# Dataset excerpt
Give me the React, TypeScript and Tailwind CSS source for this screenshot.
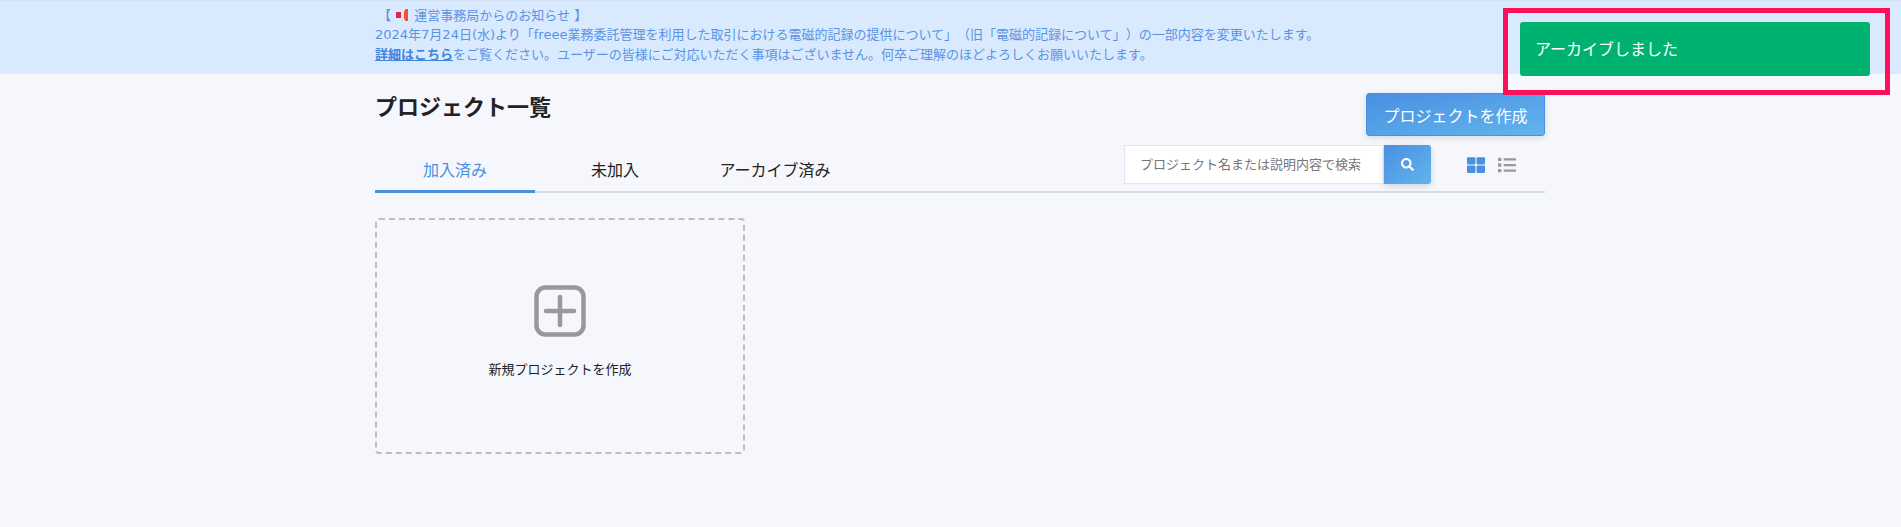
import React from 'react';
import { FaSearch, FaThLarge, FaList } from 'react-icons/fa';

const Megaphone = () => (
  <svg width="15" height="14" viewBox="0 0 15 14" className="inline-block align-[-2px]">
    <rect x="1" y="4" width="5" height="6" fill="#d8284f" />
    <rect x="6" y="4" width="3" height="6" fill="#e4e2e8" />
    <path d="M9 3.5 L10.5 1 L13 1 L13 13 L10.5 13 L9 10.5 Z" fill="#e8553f" />
    <rect x="6" y="10" width="2" height="3" fill="#d9d9de" />
  </svg>
);

const PlusSquare = () => (
  <svg width="52" height="52" viewBox="0 0 52 52" fill="none" stroke="#97999c" strokeWidth="4.5" strokeLinecap="round">
    <rect x="2.5" y="2.5" width="47" height="47" rx="9" />
    <path d="M26 12 V40" />
    <path d="M12 26 H40" />
  </svg>
);

export default function App() {
  const tabs = ['加入済み', '未加入', 'アーカイブ済み'];

  return (
    <div className="relative min-h-[527px] bg-[#f5f7fc] text-[#222] font-['Noto_Sans_CJK_JP','Liberation_Sans',sans-serif] [text-spacing-trim:space-all]">
      {/* Notice */}
      <div className="h-[74px] bg-[#d9eaff] border-t border-[#d3e4f8] pl-[375px] pt-[4.5px] text-[13px] leading-[19.5px] text-[#5b93e3] font-['DejaVu_Sans','Noto_Sans_CJK_JP',sans-serif]">
        <p className="pl-[3px]">【 <Megaphone /> 運営事務局からのお知らせ 】</p>
        <p>2024年7月24日(水)より「freee業務委託管理を利用した取引における電磁的記録の提供について」（旧「電磁的記録について」）の一部内容を変更いたします。</p>
        <p>
          <a className="font-bold underline text-[#3f86e0]">詳細はこちら</a>をご覧ください。ユーザーの皆様にご対応いただく事項はございません。何卒ご理解のほどよろしくお願いいたします。
        </p>
      </div>

      <main className="ml-[375px] w-[1170px]">
        <div className="flex items-start justify-between pt-[19px]">
          <h1 className="text-[22px] leading-[30px] font-bold mt-[-3px]">プロジェクト一覧</h1>
          <button className="w-[179px] h-[43px] rounded-[3px] border border-[#4a90e2] bg-gradient-to-br from-[#4a90e2] to-[#62b4ec] text-white text-[16px] shadow-[0_2px_6px_rgba(0,0,0,0.12)]">
            プロジェクトを作成
          </button>
        </div>

        <div className="flex items-end justify-between h-[57px] border-b-2 border-[#d8dbe2]">
          <div className="flex">
            {tabs.map((tab, i) => (
              <div
                key={tab}
                className={`w-[160px] h-[40px] -mb-[2px] text-center text-[16px] leading-[32px] ${
                  i === 0 ? 'border-b-[3px] border-[#4a90e2] text-[#4a90e2]' : 'text-[#222]'
                }`}
              >
                {tab}
              </div>
            ))}
          </div>
          <div className="flex items-center self-start mt-[9px] mr-[29px]">
            <div className="w-[260px] h-[39px] bg-white border border-[#e2e6ea] pl-[15px] text-[13px] leading-[36px] text-[#777]">
              プロジェクト名または説明内容で検索
            </div>
            <button className="w-[47px] h-[39px] flex items-center justify-center rounded-r-[3px] bg-gradient-to-br from-[#4a90e2] to-[#62b4ec] text-white shadow-[0_2px_6px_rgba(0,0,0,0.15)]">
              <FaSearch size={13} />
            </button>
            <FaThLarge size={18} className="ml-[36px] text-[#4a90e2]" />
            <FaList size={18} className="ml-[13px] text-[#97999c]" />
          </div>
        </div>

        <div className="mt-[25px] w-[370px] h-[236px] rounded-[4px] border-2 border-dashed border-[#bdbec0] flex flex-col items-center pt-[65px]">
          <PlusSquare />
          <p className="mt-[22px] text-[13px] leading-[20px]">新規プロジェクトを作成</p>
        </div>
      </main>

      {/* Toast */}
      <div className="absolute left-[1520px] top-[22px] w-[350px] h-[54px] rounded-[3px] bg-[#00b26f] pl-[15px] text-white text-[16px] leading-[52px]">
        アーカイブしました
      </div>
      {/* Highlight frame */}
      <div className="absolute left-[1503px] top-[8px] w-[387px] h-[87px] border-[5px] border-[#ff0f5a]" />
    </div>
  );
}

# Set problem
Return, unchanged, the lines from the first line of the material through the line that holds "FaSearch, FaThLarge, FaList", inclusive, omitting pictures.

# Output below
Give me the React, TypeScript and Tailwind CSS source for this screenshot.
import React from 'react';
import { FaSearch, FaThLarge, FaList } from 'react-icons/fa';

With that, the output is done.